* Begin SUPPLIED DATA *

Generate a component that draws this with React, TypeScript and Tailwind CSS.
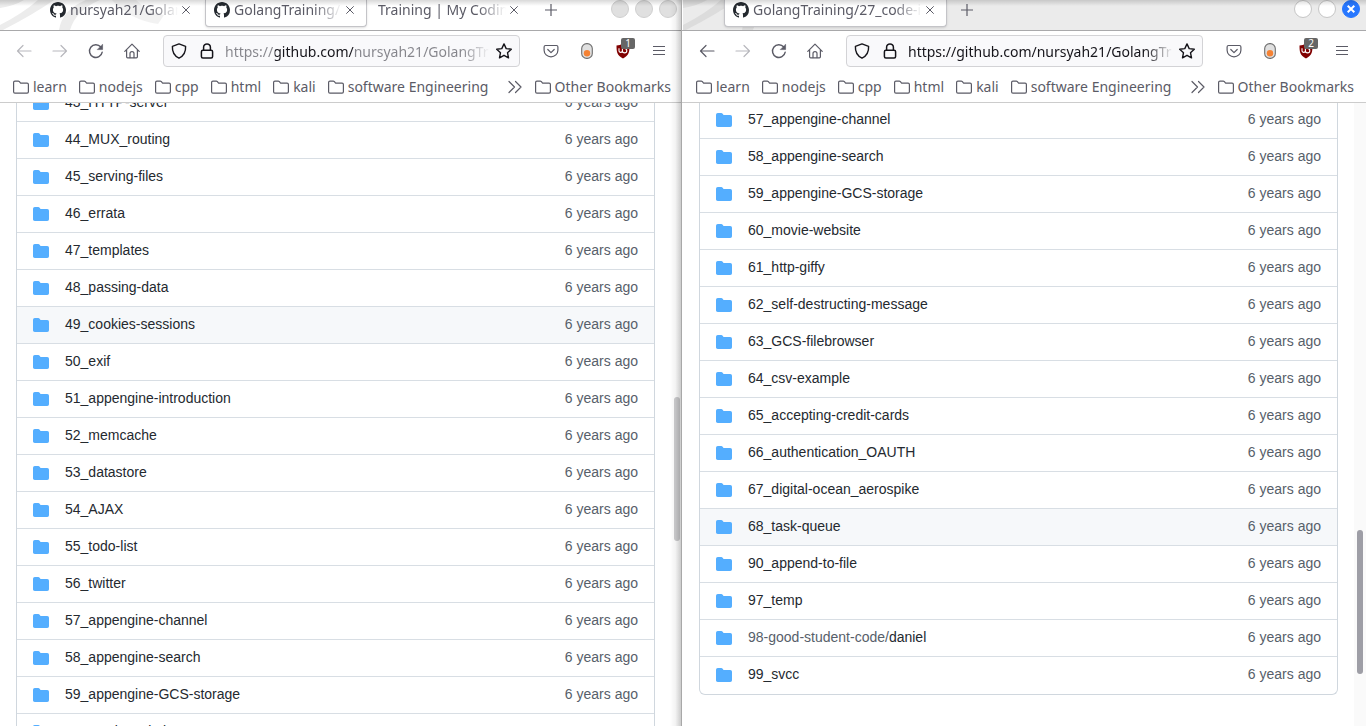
import React from "react";

type Tab = { title: string; selected?: boolean; icon?: boolean; width: string };
type Entry = { name: string; prefix?: string };

const dirs = (names: string[]): Entry[] => names.map((name) => ({ name }));

const leftEntries = dirs([
  "43_HTTP-server", "44_MUX_routing", "45_serving-files", "46_errata", "47_templates",
  "48_passing-data", "49_cookies-sessions", "50_exif", "51_appengine-introduction",
  "52_memcache", "53_datastore", "54_AJAX", "55_todo-list", "56_twitter",
  "57_appengine-channel", "58_appengine-search", "59_appengine-GCS-storage", "60_movie-website",
]);

const rightEntries: Entry[] = [
  ...dirs([
    "57_appengine-channel", "58_appengine-search", "59_appengine-GCS-storage", "60_movie-website",
    "61_http-giffy", "62_self-destructing-message", "63_GCS-filebrowser", "64_csv-example",
    "65_accepting-credit-cards", "66_authentication_OAUTH", "67_digital-ocean_aerospike",
    "68_task-queue", "90_append-to-file", "97_temp",
  ]),
  { prefix: "98-good-student-code/", name: "daniel" },
  { name: "99_svcc" },
];

const bookmarks = ["learn", "nodejs", "cpp", "html", "kali", "software Engineering"];

function Icon({ children, className = "" }: { children: React.ReactNode; className?: string }) {
  return (
    <svg viewBox="0 0 16 16" className={`size-4 shrink-0 ${className}`} fill="none" stroke="currentColor"
      strokeWidth="1.2" strokeLinecap="round" strokeLinejoin="round" aria-hidden="true">
      {children}
    </svg>
  );
}

function GithubMark() {
  return (
    <svg viewBox="0 0 16 16" className="size-4 shrink-0 text-[#24292f]" fill="currentColor" aria-hidden="true">
      <path d="M8 0C3.58 0 0 3.58 0 8c0 3.54 2.29 6.53 5.47 7.59.4.07.55-.17.55-.38 0-.19-.01-.82-.01-1.49-2.01.37-2.53-.49-2.69-.94-.09-.23-.48-.94-.82-1.13-.28-.15-.68-.52-.01-.53.63-.01 1.08.58 1.23.82.72 1.21 1.87.87 2.33.66.07-.52.28-.87.51-1.07-1.78-.2-3.64-.89-3.64-3.95 0-.87.31-1.59.82-2.15-.08-.2-.36-1.02.08-2.12 0 0 .67-.21 2.2.82.64-.18 1.32-.27 2-.27s1.36.09 2 .27c1.53-1.04 2.2-.82 2.2-.82.44 1.1.16 1.92.08 2.12.51.56.82 1.27.82 2.15 0 3.07-1.87 3.75-3.65 3.95.29.25.54.73.54 1.48 0 1.07-.01 1.93-.01 2.2 0 .21.15.46.55.38A8.01 8.01 0 0 0 16 8c0-4.42-3.58-8-8-8z" />
    </svg>
  );
}

function DirectoryIcon() {
  return (
    <svg viewBox="0 0 16 16" className="size-4 shrink-0 text-[#54aeff]" fill="currentColor" aria-hidden="true">
      <path d="M1.75 1A1.75 1.75 0 0 0 0 2.75v10.5C0 14.216.784 15 1.75 15h12.5A1.75 1.75 0 0 0 16 13.25v-8.5A1.75 1.75 0 0 0 14.25 3h-6.5a.25.25 0 0 1-.2-.1l-.9-1.2c-.33-.44-.85-.7-1.4-.7h-3.5z" />
    </svg>
  );
}

function ToolButton({ label, disabled, children }: { label: string; disabled?: boolean; children: React.ReactNode }) {
  return (
    <button type="button" aria-label={label} disabled={disabled}
      className="flex h-8 w-9 items-center justify-center text-[#5b5b66] disabled:text-[#b8b8bd]">
      {children}
    </button>
  );
}

function TabItem({ tab }: { tab: Tab }) {
  return (
    <div className={`flex h-[27px] items-start rounded-b border border-t-0 px-2 ${tab.width} ${tab.selected ? "border-[#c4c4c8] bg-white shadow-sm" : "border-transparent"}`}>
      <button type="button" className="flex h-5 min-w-0 flex-1 items-center gap-1 text-[#5b5b66]">
        {tab.icon && <GithubMark />}
        <span className="min-w-0 flex-1 overflow-hidden text-left whitespace-nowrap mask-r-from-[calc(100%-28px)] mask-r-to-100%">{tab.title}</span>
      </button>
      <button type="button" aria-label="Close tab" className="flex h-5 w-4 items-center justify-center text-[#5b5b66]">
        <svg viewBox="0 0 8 8" className="size-2" stroke="currentColor" strokeWidth="1" aria-hidden="true"><path d="M.3.3l7.4 7.4M7.7.3L.3 7.7" /></svg>
      </button>
    </div>
  );
}

function Bookmark({ label }: { label: string }) {
  return (
    <a href="#" className="flex items-center gap-1 whitespace-nowrap">
      <Icon>
        <path d="M.6 12.8V3.6c0-.8.5-1.4 1.3-1.4h3.3c.5 0 .9.2 1.2.5l1.2 1.4h6.5c.8 0 1.3.6 1.3 1.3v7.4c0 .8-.5 1.3-1.3 1.3H1.9c-.8 0-1.3-.5-1.3-1.3z" />
      </Icon>
      {label}
    </a>
  );
}

function Swoosh({ fill }: { fill: string }) {
  return (
    <svg viewBox="0 0 180 30" className="absolute top-0 left-0 h-[30px] w-[180px]" fill={fill} aria-hidden="true">
      <path d="M0 8Q14 6 24 0H0z" />
      <path d="M0 25Q22 14 38 0H54Q34 14 3 30H0z" />
      <path d="M59 30Q62 10 86 0H100Q76 10 70 30z" />
      <path d="M112 0Q130 20 158 24L164 15Q150 14 136 0z" opacity=".7" />
    </svg>
  );
}

function TitleBar({ tabs, active }: { tabs: Tab[]; active: boolean }) {
  return (
    <header className={`relative flex h-[31px] items-start border-b border-[#a9a9ab] pl-[41px] ${active ? "bg-[#ebebeb]" : "bg-white"}`}>
      <Swoosh fill={active ? "#dcdcdc" : "#ececec"} />
      <div className="relative flex min-w-0 gap-0.5">
        {tabs.map((tab) => <TabItem key={tab.title} tab={tab} />)}
      </div>
      <button type="button" aria-label="New tab" className="relative flex h-5 w-10 items-center justify-center text-[#5b5b66]">
        <svg viewBox="0 0 12 12" className="size-3" stroke="currentColor" strokeWidth="1.2" aria-hidden="true"><path d="M6 0v12M0 6h12" /></svg>
      </button>
      <div className="relative ml-auto flex h-[18px] gap-1.5 pr-1.5">
        {["Minimize", "Maximize", "Close"].map((label) => (
          <button key={label} type="button" aria-label={label}
            className={`flex size-[18px] items-center justify-center rounded-full border ${!active ? "border-[#cfcfcf] bg-[#e0e0e0]" : label === "Close" ? "border-[#2777ff] bg-[#2777ff]" : "border-[#c6c6c6] bg-white"}`}>
            {active && label === "Close" && (
              <svg viewBox="0 0 8 8" className="size-2" stroke="white" strokeWidth="2" aria-hidden="true"><path d="M.7.7l6.6 6.6M7.3.7L.7 7.3" /></svg>
            )}
          </button>
        ))}
      </div>
      <div className="pointer-events-none absolute inset-x-0 top-0 h-1.5 bg-linear-to-b from-black/15 to-transparent" />
    </header>
  );
}

function Toolbar({ active, blocked }: { active: boolean; blocked: number }) {
  return (
    <div className="flex h-10 items-center gap-[13px] px-1.5">
      <div className="flex">
        <ToolButton label="Back" disabled={!active}><Icon><path d="M15 8H1.5M7 2.5L1.5 8 7 13.5" /></Icon></ToolButton>
        <ToolButton label="Forward" disabled><Icon><path d="M1 8h13.5M9 2.5L14.5 8 9 13.5" /></Icon></ToolButton>
        <ToolButton label="Reload">
          <Icon><path strokeWidth="1.4" d="M14.2 9.2A6.4 6.4 0 1 1 12.8 4" /><path fill="currentColor" strokeWidth=".6" d="M14.6 1.6v5H9.6z" /></Icon>
        </ToolButton>
        <ToolButton label="Home">
          <Icon><path d="M.8 8.4L8 1.2l7.2 7.2M2.6 7v6.8c0 .6.4 1 1 1h8.8c.6 0 1-.4 1-1V7" /><path d="M6 14.6v-4a2 2 0 0 1 4 0v4" /></Icon>
        </ToolButton>
      </div>
      <div className="flex h-8 min-w-0 flex-1 items-center rounded border border-[#d3d3d6] bg-[#f9f9fb] px-[7px] text-[#15141a]">
        <Icon><path strokeWidth="1.4" d="M8 .9l6.6 2.4c.3 5.2-1.8 9.6-6.6 11.9C3.2 12.9 1.1 8.5 1.4 3.3z" /></Icon>
        <Icon className="ml-3"><rect x="2.4" y="7.2" width="11.2" height="7.8" rx="1.5" strokeWidth="1.5" /><path strokeWidth="1.5" d="M4.6 7V4.3a3.4 3.4 0 0 1 6.8 0V7" /></Icon>
        <input aria-label="Address" type="text" readOnly value="https://github.com/nursyah21/GolangTr"
          className={`ml-2.5 h-7 min-w-0 flex-1 mask-r-from-[calc(100%-28px)] mask-r-to-100% outline-none ${active ? "" : "bg-[linear-gradient(90deg,#85858b_50px,#15141a_50px,#15141a_129px,#85858b_129px)] bg-clip-text text-transparent"}`} />
        <button type="button" aria-label="Bookmark this page" className="ml-1.5">
          <Icon><path strokeWidth="1.4" d="M8 .9l2.2 4.7 5.1.6-3.8 3.5 1 5.1L8 12.3l-4.5 2.5 1-5.1L.7 6.2l5.1-.6z" /></Icon>
        </button>
      </div>
      <div className="flex">
        <ToolButton label="Save to Pocket">
          <Icon><path d="M2.5 2.5h11c.8 0 1.4.6 1.4 1.4v3.3a6.9 6.7 0 0 1-13.8 0V3.9c0-.8.6-1.4 1.4-1.4z" /><path d="M4.8 6.5L8 9.6l3.2-3.1" /></Icon>
        </ToolButton>
        <ToolButton label="Browsing mode">
          <svg viewBox="0 0 16 16" className="size-4" aria-hidden="true"><rect x="2.7" y=".6" width="10.6" height="14.8" rx="5" fill="#e0e0e0" stroke="#6d6d6d" strokeWidth="1.1" /><circle cx="8" cy="10.3" r="3.2" fill="#f58233" /></svg>
        </ToolButton>
        <ToolButton label="Content blocker">
          <span className="relative">
            <svg viewBox="0 0 16 16" className="size-4" aria-hidden="true"><path fill="#800000" d="M8 .5c2 1.3 4.2 2 6.5 2 0 6.5-.5 9.8-6.5 13-6-3.2-6.5-6.5-6.5-13 2.3 0 4.500-.7 6.5-2z" /><path fill="none" stroke="#fff" strokeWidth="1.1" d="M4 5.2v2.5a1.7 1.7 0 0 0 3.4 0V5.5v2.2a2.2 2.2 0 1 0 2.2-2.2" /></svg>
            <span className="absolute -top-[5px] left-1.5 h-[11px] w-3.5 rounded-xs bg-[#666] text-center text-[10px] leading-[11px] text-white">{blocked}</span>
          </span>
        </ToolButton>
        <ToolButton label="Open menu"><svg viewBox="0 0 12 12" className="size-3" stroke="currentColor" strokeWidth="1" aria-hidden="true"><path d="M0 1.5h12M0 5.5h12M0 9.5h12" /></svg></ToolButton>
      </div>
    </div>
  );
}

function FileTable({ entries, highlighted }: { entries: Entry[]; highlighted: string }) {
  return (
    <div className="overflow-hidden rounded-b-md border border-t-0 border-[#d0d7de] pb-px">
      <table className="w-full border-separate border-spacing-0">
        <tbody>
          {entries.map((e) => (
            <tr key={e.name} className={e.name === highlighted ? "bg-[#f6f8fa]" : ""}>
              <td className="h-[37px] border-t border-[#d8dee4] pl-4">
                <div className="flex items-center gap-4">
                  <DirectoryIcon />
                  <a href="#" className="pb-0.5 text-[#24292f]">
                    {e.prefix && <span className="text-[#57606a]">{e.prefix}</span>}{e.name}
                  </a>
                </div>
              </td>
              <td className="border-t border-[#d8dee4] pr-4 pb-0.5 text-right text-[#57606a]">6 years ago</td>
            </tr>
          ))}
        </tbody>
      </table>
    </div>
  );
}

type WindowProps = {
  tabs: Tab[]; active: boolean; blocked: number; entries: Entry[];
  highlighted: string; scroll: string; thumb: string;
};

function BrowserWindow({ tabs, active, blocked, entries, highlighted, scroll, thumb }: WindowProps) {
  return (
    <section className="relative flex h-screen min-w-0 flex-1 flex-col overflow-hidden bg-white">
      <TitleBar tabs={tabs} active={active} />
      <Toolbar active={active} blocked={blocked} />
      <nav className="flex h-8 shrink-0 items-center gap-3 border-b border-[#ccc] pr-3 pl-[13px] text-[#5b5b66]">
        {bookmarks.map((b) => <Bookmark key={b} label={b} />)}
        <button type="button" aria-label="More bookmarks" className="ml-auto"><Icon><path d="M2 2.5L7.5 8 2 13.5M8.5 2.5L14 8l-5.5 5.5" /></Icon></button>
        <Bookmark label="Other Bookmarks" />
      </nav>
      <div className="flex min-h-0 flex-1 overflow-hidden font-['Liberation_Sans',sans-serif] text-[14px] leading-5">
        <main className={`min-w-0 flex-1 px-4 ${scroll}`}>
          <FileTable entries={entries} highlighted={highlighted} />
        </main>
        <div className={`w-3 pl-[3px] ${thumb} ${active ? "bg-[#fafafa]" : ""}`}>
          <div className={`h-36 w-1.5 rounded-full ${active ? "bg-[#9e9ea6]" : "bg-[#cdcdcf]"}`} />
        </div>
      </div>
      {!active && <div className="pointer-events-none absolute inset-y-0 right-px w-3 border-r border-[#a8a8a8] bg-linear-to-r from-transparent via-black/5 to-black/20" />}
    </section>
  );
}

export default function App() {
  return (
    <div className="flex font-['Noto_Sans',sans-serif] text-[14px] leading-5">
      <BrowserWindow
        active={false} blocked={1} entries={leftEntries} highlighted="49_cookies-sessions"
        scroll="-mt-[19px]" thumb="pt-[294px]"
        tabs={[
          { title: "nursyah21/Golang", icon: true, width: "w-[162px]" },
          { title: "GolangTraining/2", icon: true, selected: true, width: "w-[162px]" },
          { title: "Training | My Coding", width: "w-[162px]" },
        ]}
      />
      <BrowserWindow
        active blocked={2} entries={rightEntries} highlighted="68_task-queue"
        scroll="-mt-0.5" thumb="pt-[427px]"
        tabs={[{ title: "GolangTraining/27_code-i", icon: true, selected: true, width: "w-[223px]" }]}
      />
    </div>
  );
}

* End SUPPLIED DATA *

REQUIREMENT:
From the first line above down to the line with "const dirs = (names: string[]): Entry[]", reproduce every line and no others, omitting pictures.

COMPLETE ANSWER:
Generate a component that draws this with React, TypeScript and Tailwind CSS.
import React from "react";

type Tab = { title: string; selected?: boolean; icon?: boolean; width: string };
type Entry = { name: string; prefix?: string };

const dirs = (names: string[]): Entry[] => names.map((name) => ({ name }));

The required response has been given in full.